Last season the biggest Boxing Day non-League crowd was at Aggborough, where 6,081 fans watched Bromsgrove Rovers beat Kidderminster Harriers. Rovers' relegation from the GM Vauxhall Conference has put an end to that Worcestershire derby, so Harriers will face a different foe at noon today.

Kidderminster make the short trip to Edgar Street to renew their rivalry with Hereford United. Harriers began 1997 15 points clear at the top of the Conference, and they still feel aggrieved that it was Macclesfield and not them who replaced Hereford in the League. This term their form has been poor - only five clubs are beneath them in the table - and they are desperate for a win today to revive their fortunes.

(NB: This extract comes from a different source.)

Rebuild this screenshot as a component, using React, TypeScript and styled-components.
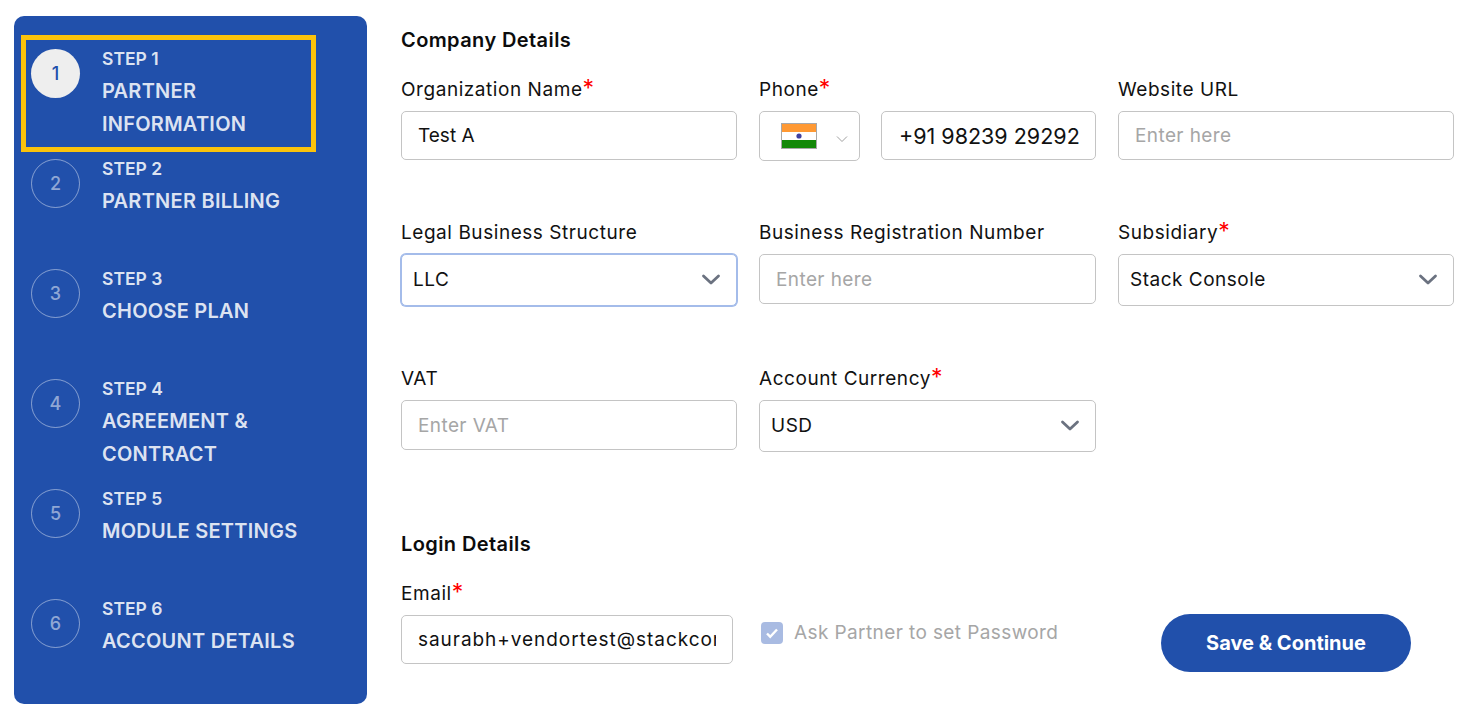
import React from "react";
import styled, { createGlobalStyle } from "styled-components";

const Global = createGlobalStyle`
  html, body { margin: 0; padding: 0; background: #fff; overflow: hidden; }
  * { box-sizing: border-box; }
  body { font-family: Inter, "Noto Sans", sans-serif; color: #111; }
`;

const Page = styled.div`
  width: 1467px;
  height: 707px;
  display: flex;
  padding: 16px 13px 3px 14px;
`;

const Sidebar = styled.aside`
  width: 353px;
  flex: none;
  background: #2150ab;
  border-radius: 10px;
  padding: 24px 0 0 12px;
  display: flex;
  flex-direction: column;
  gap: 3px;
`;

const Step = styled.div<{ $active?: boolean }>`
  width: 285px;
  height: 107px;
  padding: 9px 0 0 5px;
  display: flex;
  gap: 22px;
  outline: ${(p) => (p.$active ? "5px solid #fbc30c" : "none")};
`;

const Circle = styled.div<{ $active?: boolean }>`
  width: 49px;
  height: 49px;
  flex: none;
  border-radius: 50%;
  display: flex;
  align-items: center;
  justify-content: center;
  font-size: 18px;
  font-weight: 500;
  background: ${(p) => (p.$active ? "#eeeeee" : "transparent")};
  color: ${(p) => (p.$active ? "#2150ab" : "rgba(255,255,255,.5)")};
  border: ${(p) => (p.$active ? "none" : "1px solid rgba(255,255,255,.45)")};
`;

const StepText = styled.div`
  margin-top: -3px;
  color: rgba(255, 255, 255, 0.86);
`;

const StepLabel = styled.div`
  font-size: 17.5px;
  font-weight: 600;
  line-height: 24px;
  margin-top: 1px;
  margin-bottom: 4px;
`;

const StepTitle = styled.div`
  font-size: 20px;
  font-weight: 600;
  line-height: 33px;
  letter-spacing: 0.25px;
  white-space: pre-line;
`;

const Main = styled.main`
  flex: 1;
  padding: 11px 0 0 34px;
  display: flex;
  flex-direction: column;
`;

const Heading = styled.h2`
  margin: 0;
  font-size: 20px;
  font-weight: 600;
  line-height: 26px;
  letter-spacing: 0.4px;
  color: #0c0c0c;
`;

const Grid = styled.div`
  display: grid;
  grid-template-columns: 336px 337px 336px;
  column-gap: 22px;
  margin-top: 24px;
`;

const Field = styled.div<{ $h: number }>`
  height: ${(p) => p.$h}px;
  display: flex;
  flex-direction: column;
`;

const Label = styled.label`
  font-size: 19px;
  line-height: 26px;
  letter-spacing: 0.55px;
  color: #111;
  margin-bottom: 8px;
  white-space: nowrap;
`;

const Req = styled.span`
  color: #f00;
  font-size: 23px;
  line-height: 0;
`;

const Input = styled.input<{ $tall?: boolean }>`
  width: 100%;
  height: ${(p) => (p.$tall ? 50 : 49)}px;
  padding: 0 16px;
  border: 1px solid #c4c4c4;
  border-radius: 5px;
  font: 400 19px Inter, sans-serif;
  color: #111;
  background: #fff;
  outline: none;
  &::placeholder { color: #a6a6a6; opacity: 1; letter-spacing: 0.4px; }
`;

const EmailInput = styled(Input)`
  letter-spacing: 0.95px;
`;

const SelectBox = styled.div<{ $focus?: boolean }>`
  height: 52px;
  padding: 0 14px 2px 11px;
  display: flex;
  align-items: center;
  justify-content: space-between;
  border: 1px solid ${(p) => (p.$focus ? "#a4bcea" : "#c4c4c4")};
  box-shadow: ${(p) => (p.$focus ? "0 0 0 1px #a4bcea" : "none")};
  border-radius: 5px;
  font-size: 19px;
  letter-spacing: 0.5px;
  color: #111;
  background: #fff;
`;

const PhoneRow = styled.div`
  display: flex;
  gap: 21px;
`;

const FlagBox = styled.div`
  width: 101px;
  height: 50px;
  flex: none;
  border: 1px solid #c4c4c4;
  border-radius: 5px;
  padding-left: 21px;
  display: flex;
  align-items: center;
  gap: 19px;
`;

const PhoneInput = styled(Input)`
  flex: 1;
  min-width: 0;
  width: auto;
  padding: 0 0 0 17px;
  font-size: 21.5px;
`;

const SecondHeading = styled(Heading)`
  margin-top: 13px;
`;

const LoginRow = styled.div`
  display: flex;
  align-items: flex-start;
  margin-top: 24px;
`;

const EmailField = styled.div`
  width: 332px;
  flex: none;
  display: flex;
  flex-direction: column;
`;

const CheckWrap = styled.div`
  margin: 40px 0 0 28px;
  display: flex;
  align-items: center;
  gap: 11px;
  width: 400px;
  flex: none;
  font-size: 19px;
  letter-spacing: 0.4px;
  color: #a6a6a6;
  white-space: nowrap;
`;

const CheckBox = styled.div`
  width: 22px;
  height: 22px;
  border-radius: 4px;
  background: #a9bbe2;
  display: flex;
  align-items: center;
  justify-content: center;
`;

const SaveButton = styled.button`
  width: 250px;
  height: 58px;
  margin-top: 33px;
  border: none;
  border-radius: 29px;
  background: #2150ab;
  color: #fff;
  font: 700 20px Inter, sans-serif;
`;

const Chevron = () => (
  <svg width="22" height="22" viewBox="0 0 22 22" fill="none">
    <path d="M3.5 8l7.5 7 7.5-7" stroke="#6b7280" strokeWidth="2.8" strokeLinecap="round" strokeLinejoin="round" />
  </svg>
);

const Flag = () => (
  <svg width="36" height="26" viewBox="0 0 36 26">
    <rect width="36" height="26" fill="#a8a8a8" />
    <rect x="1" y="1" width="34" height="8" fill="#ff9933" />
    <rect x="1" y="9" width="34" height="8" fill="#ffffff" />
    <rect x="1" y="17" width="34" height="8" fill="#138808" />
    <circle cx="18" cy="13" r="2.6" fill="#000080" opacity=".75" />
  </svg>
);

const SmallChevron = () => (
  <svg width="12" height="8" viewBox="0 0 12 8" fill="none" style={{ marginTop: 5 }}>
    <path d="M1 1.5l5 5 5-5" stroke="#a0a0a0" strokeWidth="1" />
  </svg>
);

const steps = [
  ["STEP 1", "PARTNER\nINFORMATION"],
  ["STEP 2", "PARTNER BILLING"],
  ["STEP 3", "CHOOSE PLAN"],
  ["STEP 4", "AGREEMENT &\nCONTRACT"],
  ["STEP 5", "MODULE SETTINGS"],
  ["STEP 6", "ACCOUNT DETAILS"],
];

export default function App() {
  return (
    <Page>
      <Global />
      <Sidebar>
        {steps.map(([label, title], i) => (
          <Step key={label} $active={i === 0}>
            <Circle $active={i === 0}>{i + 1}</Circle>
            <StepText>
              <StepLabel>{label}</StepLabel>
              <StepTitle>{title}</StepTitle>
            </StepText>
          </Step>
        ))}
      </Sidebar>
      <Main>
        <Heading>Company Details</Heading>
        <Grid>
          <Field $h={143}>
            <Label>Organization Name<Req>*</Req></Label>
            <Input readOnly value="Test A" />
          </Field>
          <Field $h={143}>
            <Label>Phone<Req>*</Req></Label>
            <PhoneRow>
              <FlagBox>
                <Flag />
                <SmallChevron />
              </FlagBox>
              <PhoneInput readOnly value="+91 98239 29292" />
            </PhoneRow>
          </Field>
          <Field $h={143}>
            <Label>Website URL</Label>
            <Input readOnly placeholder="Enter here" />
          </Field>

          <Field $h={146}>
            <Label>Legal Business Structure</Label>
            <SelectBox $focus>LLC<Chevron /></SelectBox>
          </Field>
          <Field $h={146}>
            <Label>Business Registration Number</Label>
            <Input $tall readOnly placeholder="Enter here" />
          </Field>
          <Field $h={146}>
            <Label>Subsidiary<Req>*</Req></Label>
            <SelectBox>Stack Console<Chevron /></SelectBox>
          </Field>

          <Field $h={152}>
            <Label>VAT</Label>
            <Input $tall readOnly placeholder="Enter VAT" />
          </Field>
          <Field $h={152}>
            <Label>Account Currency<Req>*</Req></Label>
            <SelectBox>USD<Chevron /></SelectBox>
          </Field>
        </Grid>
        <SecondHeading>Login Details</SecondHeading>
        <LoginRow>
          <EmailField>
            <Label>Email<Req>*</Req></Label>
            <EmailInput readOnly value="saurabh+vendortest@stackconsole.io" />
          </EmailField>
          <CheckWrap>
            <CheckBox>
              <svg width="16" height="16" viewBox="0 0 16 16" fill="none">
                <path d="M3 8.5l3.2 3.2L13 4.5" stroke="#fff" strokeWidth="2.4" />
              </svg>
            </CheckBox>
            Ask Partner to set Password
          </CheckWrap>
          <SaveButton>Save &amp; Continue</SaveButton>
        </LoginRow>
      </Main>
    </Page>
  );
}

"It's a tough game," Graham Allner, Harriers' manager, said, "but Hereford can't be happy with their home form. If we work hard our fortunes should improve. The signs are there that we're turning things round." The sides meet again at Aggborough on New Year's Day.

Elsewhere in the Conference, Stalybridge Celtic's new managerial team, Mel Sterland and Imre Varadi, face a Cheshire derby at Northwich Victoria today for their first game in charge, while Morecambe against Southport will draw a big crowd to the Lancashire coast.

In the Dr Martens League Bromsgrove entertain Halesowen Town this morning, while Nuneaton go to Atherstone and Burton Albion make the short journey to Gresley Rovers.

Local passions will be just as stirred in the lower leagues. On Teesside, Billingham Town take on Billingham Synthonia this morning, while tomorrow Sudbury Town play host to Sudbury Wanderers in Suffolk and, at noon in Somerset, Street have a league game against their neighbours, Glastonbury, for the first time since the 1954-55 season.